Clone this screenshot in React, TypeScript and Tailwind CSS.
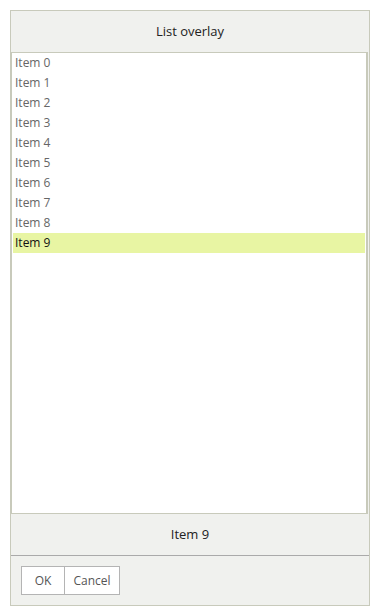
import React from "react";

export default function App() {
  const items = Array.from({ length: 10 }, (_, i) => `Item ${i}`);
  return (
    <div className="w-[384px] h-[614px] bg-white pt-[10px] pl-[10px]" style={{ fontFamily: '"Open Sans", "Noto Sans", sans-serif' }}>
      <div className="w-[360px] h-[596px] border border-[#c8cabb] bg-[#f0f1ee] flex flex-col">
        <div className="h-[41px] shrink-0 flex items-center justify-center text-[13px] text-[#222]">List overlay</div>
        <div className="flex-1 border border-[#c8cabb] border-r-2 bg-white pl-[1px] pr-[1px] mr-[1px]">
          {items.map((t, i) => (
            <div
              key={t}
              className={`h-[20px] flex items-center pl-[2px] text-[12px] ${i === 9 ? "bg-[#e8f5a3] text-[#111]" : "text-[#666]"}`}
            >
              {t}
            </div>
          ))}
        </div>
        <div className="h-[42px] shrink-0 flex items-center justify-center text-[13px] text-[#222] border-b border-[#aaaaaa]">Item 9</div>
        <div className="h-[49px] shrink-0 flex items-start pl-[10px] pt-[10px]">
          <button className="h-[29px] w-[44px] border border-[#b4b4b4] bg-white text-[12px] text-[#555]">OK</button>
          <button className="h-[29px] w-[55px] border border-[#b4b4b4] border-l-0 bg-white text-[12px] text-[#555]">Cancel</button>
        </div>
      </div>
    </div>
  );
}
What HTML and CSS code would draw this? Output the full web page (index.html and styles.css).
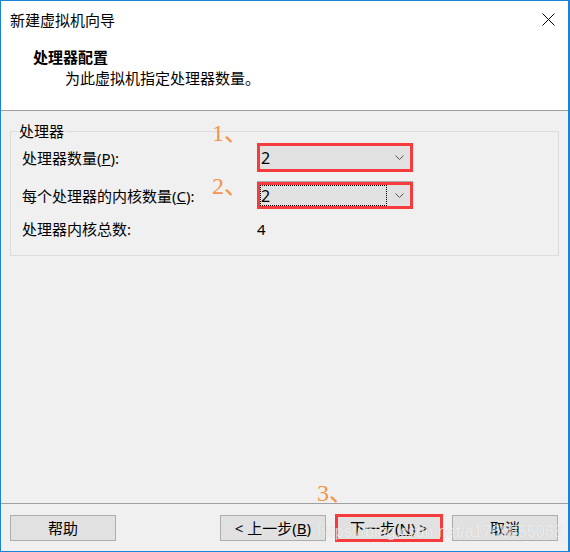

Given request:
Check each line above for the word "this" and say how many have it, with nothing else.

The response:
2